De son côté, Dr Soumana Sacko, ancien Premier ministre et leader du parti Convention Nationale pour une Afrique Solidaire (CNAS-Faso Héré), estime que le peuple malien est résolument déterminé à défendre sa Constitution démocratique, celle du 25 février 1992, issue de la conférence nationale souveraine. « Encore plus qu’hier, le peuple militant du 22 septembre 1960, du 20 janvier 1961 et du 26 mars 1991 est déterminé à défendre sa constitution démocratique et à faire échec à tout projet, visant à embarquer le Mali dans une aventure mal inspirée et inutilement couteuse, sous le prétexte fallacieux de corriger d’imaginaires « lacunes et insuffisances » que ses pourfendeurs n’arrivent pas à démontrer, alors même que des lois organiques, voire ordinaires, suffiraient pour prendre en charge certaines des préoccupations actuelles.
Constat ? Avec les prises de position exprimées dans la presse, « il est évident que les contestations, au sujet de la révision constitutionnelle, recommencent comme en 2017 ». C’est pourquoi, Dr Sacko invite : « l’ensemble des Forces patriotiques, progressistes, républicaines et démocratiques à rester vigilantes et mobilisées pour la défense et la promotion des valeurs du 22 septembre 1960, du 20 janvier 1961 et du 26 mars 1991 ».
Pour sa part, Brahima Fomba, chargé de cours de droit, « il n’y a aucun doute pour ceux qui savent lire entre les lignes : le projet de révision constitutionnelle en cours prépare, s’il ne consacre tout court, la partition du Mali, en ce sens qu’il enterre les articles 97 et 98 de la Constitution du 25 février 1992 sur la libre administration des collectivités ». En effet, pendant que ceux-ci disposent respectivement que « Les collectivités territoriales sont créées et administrées dans les conditions définies par la loi » et que les « Les collectivités s’administrent librement par des Conseils élus et dans les conditions fixées par la loi », l’article 92 du projet stipule : « Les collectivités territoriales de la République sont la Commune, le Cercle, la Région, le District.

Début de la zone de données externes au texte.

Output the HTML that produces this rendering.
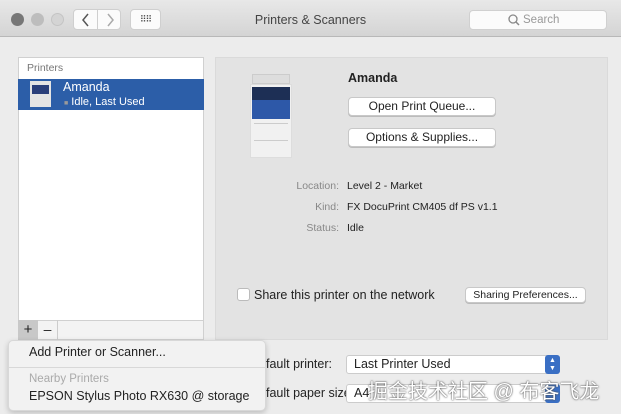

Toute autre collectivité territoriale, le cas échéant en lieu et place de celles-ci, ou à statut particulier, est créée par la loi ». Outre cette division programmée du pays, Dr Brahima Fomba, constitutionnaliste, démontre comment le projet de futur acte fondamental est « bourré d’incohérences juridiques »
Dr Fomba poursuit : « On fera remarquer que l’Accord d’Alger ne vise que les collectivités territoriales de région. En constitutionnalisant ces dispositions élargies à toutes les catégories de collectivités territoriales, l’avant-projet de révision organise subrepticement la partition programmée du Mali en prenant le soin de l’emballer dans des anti-phases de l’unité nationale qui, comme de la poudre aux yeux, ne visent en réalité qu’à divertir l’opinion ».
« Cette partition annoncée de manière à peine déguisée est assise sur la paupérisation généralisée de l’Etat organisée à travers la rétention par les « collectivités territoriales »- les régions du Nord en particuliers soi-disant riches en ressources minières de mannes financières dont le budget d’Etat sera privé ».
Le président de l’URD et chef de file de l’opposition, Soumaïla Cissé, est catégorique. Pour lui, toute révision constitutionnelle ne peut se dérouler dans le contexte actuel : «Il est clair, aux termes de l’article 118 alinéa 3 de la Constitution en vigueur que : « Aucune procédure de révision ne peut être engagée ou poursuivie lorsqu’il est porté atteinte à l’intégrité du territoire».
« Avant donc tout referendum sur la révision de la Constitution, il faut d’abord assurer l’intégrité du territoire en libérant Kidal et en le faisant revenir dans le giron national.
La présence d’un Gouverneur, qui reconnaît n’avoir aucun moyen coercitif à sa disposition, les conditions de voyage et de séjour des plus hautes autorités dans cette localité, le fait pour le Président de la République de n’avoir pu s’y rendre qu’une seule fois, non pas en sa qualité de Chef de l’Etat mais comme candidat à l’élection présidentielle et sans ses éléments de sécurité, l’interdiction faite aux Famas de s’y rendre, sont autant d’éléments objectifs sur Kidal occupée. De surcroît, la révision constitutionnelle devrait être l’aboutissement du dialogue politique envisagé. Il ne peut donc être organisé avant», estime Soumaïla Cissé.
« Toute réforme doit découler d’un dialogue politique national. Ce qui n’est pas le cas aujourd’hui », renchérit pour sa part Nouhoum Sarr, président du parti FAD. « La question de réformer la Constitution doit être posée aux Maliens au cours d’une conférence nationale. Mais cela n’est pas leur priorité aujourd’hui. Les Maliens veulent la fin des massacres, des tensions sociales et la relance de l’économie ».
Un avis que partage le RPDM de l’ancien Premier ministre Cheick Modibo Diarra. Pour le RPDM : « la priorité doit être le recouvrement de l’intégrité territorial afin que le pays puisse exercer sa pleine souveraineté ».
Il y a «un coup d’État institutionnel » derrière cette révision, déclare Oumar Mariko, député élu à Kolondiéba. Il promet que «l’opposition usera de tous les moyens pour faire échec à cette nouvelle tentative». Si certains membres de l’opposition et de la société civile estiment que le moment (le Mali vit une grave crise) est loin d’être opportun, d’autres s’insurgent contre certaines dispositions prévues dans le nouveau texte.